Plastic is bad for the environment, but did you know chemicals added to plastic can impact human health, especially children’s brains? They’re called phthalates. They’re found in hundreds of plastic products such as rubber duckies, beach balls, raincoats and food containers (including prepackaged foods in markets). They act as carriers for fragrances in products such as laundry detergents, fabric softeners, perfumes, soaps and shampoos.
Phthalates also are in cosmetics. They keep mascara from running, stop nail polish from chipping and help perfume linger. Scientists have shown they are a probable human carcinogen as well as endocrine disruptors – gender-bender chemicals that make girls develop earlier and reduce testosterone levels in boys. One study in Environmental Health Perspectives (a peer-reviewed open access journal published by the National Institutes of Health) found prenatal exposure to phthalates caused an increase in ADHD behavior in children aged 4-9.
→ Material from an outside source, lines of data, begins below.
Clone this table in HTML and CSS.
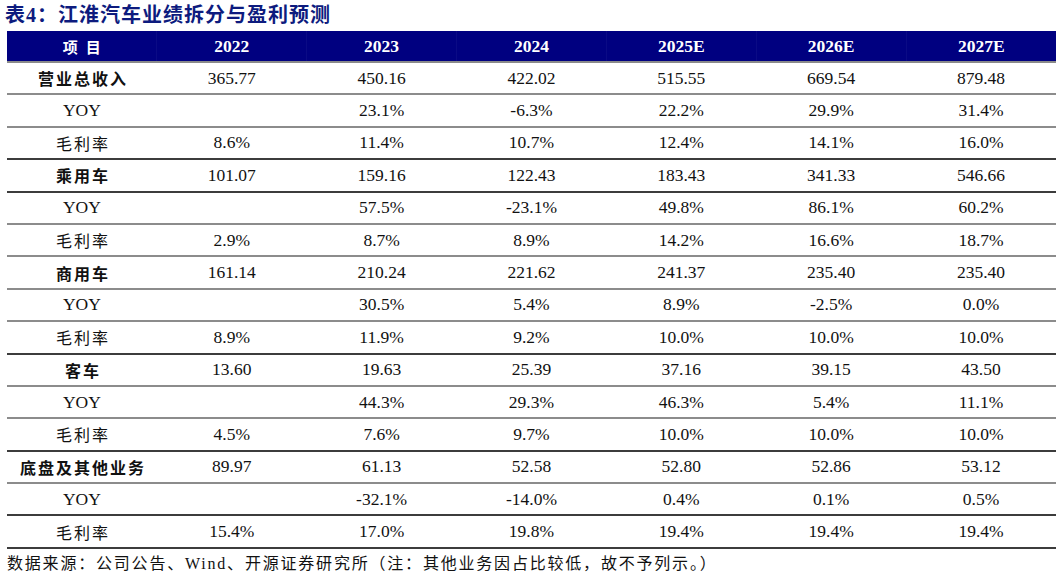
FILE: index.html
```html
<!DOCTYPE html>
<html lang="zh-CN">
<head>
<meta charset="utf-8">
<title>江淮汽车业绩拆分与盈利预测</title>
<link rel="stylesheet" href="styles.css">
</head>
<body>
<div class="page">
  <div class="title">表4：江淮汽车业绩拆分与盈利预测</div>
  <table class="fin">
    <colgroup>
      <col class="c-label"><col><col><col><col><col><col>
    </colgroup>
    <thead>
      <tr>
        <th class="hd-label">项目</th>
        <th>2022</th><th>2023</th><th>2024</th><th>2025E</th><th>2026E</th><th>2027E</th>
      </tr>
    </thead>
    <tbody>
      <tr class="line-gray"><td class="lbl bold">营业总收入</td><td>365.77</td><td>450.16</td><td>422.02</td><td>515.55</td><td>669.54</td><td>879.48</td></tr>
      <tr class="line-gray"><td class="yoy">YOY</td><td></td><td>23.1%</td><td>-6.3%</td><td>22.2%</td><td>29.9%</td><td>31.4%</td></tr>
      <tr class="line-dark"><td class="lbl">毛利率</td><td>8.6%</td><td>11.4%</td><td>10.7%</td><td>12.4%</td><td>14.1%</td><td>16.0%</td></tr>
      <tr class="line-dark"><td class="lbl bold">乘用车</td><td>101.07</td><td>159.16</td><td>122.43</td><td>183.43</td><td>341.33</td><td>546.66</td></tr>
      <tr class="line-gray"><td class="yoy">YOY</td><td></td><td>57.5%</td><td>-23.1%</td><td>49.8%</td><td>86.1%</td><td>60.2%</td></tr>
      <tr class="line-gray"><td class="lbl">毛利率</td><td>2.9%</td><td>8.7%</td><td>8.9%</td><td>14.2%</td><td>16.6%</td><td>18.7%</td></tr>
      <tr class="line-gray"><td class="lbl bold">商用车</td><td>161.14</td><td>210.24</td><td>221.62</td><td>241.37</td><td>235.40</td><td>235.40</td></tr>
      <tr class="line-gray"><td class="yoy">YOY</td><td></td><td>30.5%</td><td>5.4%</td><td>8.9%</td><td>-2.5%</td><td>0.0%</td></tr>
      <tr class="line-dark"><td class="lbl">毛利率</td><td>8.9%</td><td>11.9%</td><td>9.2%</td><td>10.0%</td><td>10.0%</td><td>10.0%</td></tr>
      <tr class="line-gray"><td class="lbl bold">客车</td><td>13.60</td><td>19.63</td><td>25.39</td><td>37.16</td><td>39.15</td><td>43.50</td></tr>
      <tr class="line-gray"><td class="yoy">YOY</td><td></td><td>44.3%</td><td>29.3%</td><td>46.3%</td><td>5.4%</td><td>11.1%</td></tr>
      <tr class="line-dark"><td class="lbl">毛利率</td><td>4.5%</td><td>7.6%</td><td>9.7%</td><td>10.0%</td><td>10.0%</td><td>10.0%</td></tr>
      <tr class="line-gray"><td class="lbl bold">底盘及其他业务</td><td>89.97</td><td>61.13</td><td>52.58</td><td>52.80</td><td>52.86</td><td>53.12</td></tr>
      <tr class="line-dark"><td class="yoy">YOY</td><td></td><td>-32.1%</td><td>-14.0%</td><td>0.4%</td><td>0.1%</td><td>0.5%</td></tr>
      <tr class="line-dark"><td class="lbl">毛利率</td><td>15.4%</td><td>17.0%</td><td>19.8%</td><td>19.4%</td><td>19.4%</td><td>19.4%</td></tr>
    </tbody>
  </table>
  <div class="source">数据来源：公司公告、Wind、开源证券研究所（注：其他业务因占比较低，故不予列示。）</div>
</div>
</body>
</html>
```

FILE: styles.css
```css
html, body {
  margin: 0;
  padding: 0;
  background: #ffffff;
}

.page {
  padding: 0 4px 0 7px;
  font-family: "Liberation Serif", "Noto Sans CJK SC", serif;
  color: #111111;
}

.title {
  height: 31px;
  line-height: 31px;
  font-family: "Liberation Serif", "Noto Sans CJK SC", serif;
  font-weight: 700;
  font-size: 20px;
  letter-spacing: 1px;
  color: #0d1b7e;
  margin-left: -2px;
  box-sizing: border-box;
  padding-bottom: 2px;
}

.fin {
  width: 1049px;
  border-collapse: collapse;
  table-layout: fixed;
}

.fin th {
  background: #000080;
  color: #ffffff;
  height: 30px;
  padding: 0;
  font-size: 17.5px;
  font-weight: 700;
  text-align: center;
  border-bottom: 2px solid #8a8a8a;
  border-right: 1px solid #0a0a85;
}

.fin th:last-child {
  border-right: none;
}

.fin th.hd-label {
  font-family: "Noto Sans CJK SC", sans-serif;
  font-size: 15px;
  letter-spacing: 8px;
  text-indent: 8px;
}

.fin td {
  height: 30.4px;
  padding: 0;
  font-size: 17.5px;
  text-align: center;
  vertical-align: middle;
  color: #111111;
}

.fin tr.line-gray td {
  border-bottom: 2px solid #8c8c8c;
}

.fin tr.line-dark td {
  border-bottom: 2px solid #3c3c3c;
}

.fin td.lbl {
  font-size: 16px;
  letter-spacing: 2px;
  text-indent: 2px;
}

.fin td.lbl.bold {
  font-family: "Noto Sans CJK SC", sans-serif;
  font-weight: 700;
}

.fin td.lbl:not(.bold) {
  font-family: "Liberation Serif", "Noto Sans CJK SC", serif;
}

.fin td.yoy {
  font-size: 17.5px;
}

.source {
  margin-top: 2px;
  font-size: 16px;
  line-height: 26px;
  letter-spacing: 1.8px;
  color: #111111;
}
```
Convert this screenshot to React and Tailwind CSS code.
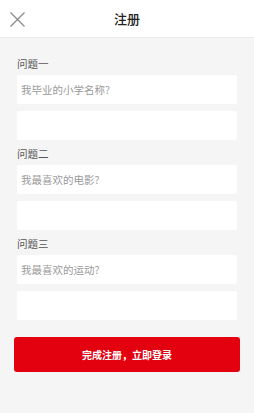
import React from "react";

const questions = [
  { label: "问题一", placeholder: "我毕业的小学名称?" },
  { label: "问题二", placeholder: "我最喜欢的电影?" },
  { label: "问题三", placeholder: "我最喜欢的运动?" },
];

export default function App() {
  return (
    <div
      className="w-[254px] h-[413px] bg-[#f5f5f5] flex flex-col"
      style={{ fontFamily: '"Noto Sans CJK SC", "Noto Sans", sans-serif' }}
    >
      {/* Header */}
      <div className="relative h-[38px] bg-white border-b border-[#ebebeb] flex items-center justify-center">
        <button className="absolute left-[9px] top-[11px] w-[17px] h-[17px]">
          <svg viewBox="0 0 17 17" width="17" height="17">
            <path d="M1.5 1.5 L15.5 15.5 M15.5 1.5 L1.5 15.5" stroke="#8a8a8a" strokeWidth="1.3" fill="none" />
          </svg>
        </button>
        <h1 className="text-[13px] font-medium text-[#222]">注册</h1>
      </div>

      {/* Form */}
      <div className="px-[17px] pt-[15px] flex flex-col">
        {questions.map((q, idx) => (
          <div key={idx} className="flex flex-col mb-[3px]">
            <div className="h-[22px] flex items-center text-[10.5px] text-[#555]">{q.label}</div>
            <input
              placeholder={q.placeholder}
              className="h-[29px] bg-white rounded-[2px] px-[4px] text-[10.5px] text-[#333] placeholder:text-[#9a9a9a] outline-none"
            />
            <input className="h-[29px] mt-[7px] bg-white rounded-[2px] px-[4px] text-[10.5px] text-[#333] outline-none" />
          </div>
        ))}
      </div>

      <div className="px-[14px] pt-[14px]">
        <button className="w-full h-[35px] bg-[#e3000f] rounded-[3px] text-white text-[10px] font-semibold">
          完成注册，立即登录
        </button>
      </div>
    </div>
  );
}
Health Care Without Harm, an umbrella organization of dozens of environmental and health groups, lab-tested 72 cosmetics from major brands such as Revlon, Calvin Klein, Christian Dior and Procter & Gamble and found phthalates in 52 of them.
The cosmetics companies insist the small amounts they use are completely harmless. But it’s impossible to know how much you’re being exposed to because you never will see the word phthalate listed on a label. Phthalates, along with many other chemicals, do not have to be named on the label because of a loophole in legislation designed to protect the commercial or “trade secrets” of manufacturers.
Secret ingredients often are listed under the catch phrase “other”, or “inert,” for example, but could be extremely hazardous to your health. Vinyl chloride used to be considered “inert” and exempt from labeling. Then in the late 60s, an epidemic of cancers spread through the manufacturing plants using vinyl chloride in the aerosols used in beauty parlors. Also, if you see the word “parfum” know this word is an FDA-approved catch-all word that is synonymous with hidden phthalates.
A new study from a team of Columbia University and Centers for Disease Control and Prevention researchers showed that when pregnant women are exposed, their babies had lower IQ scores — about six points lower!
Bottom line: avoid fragrances whenever possible and use glass or metal containers instead of plastic.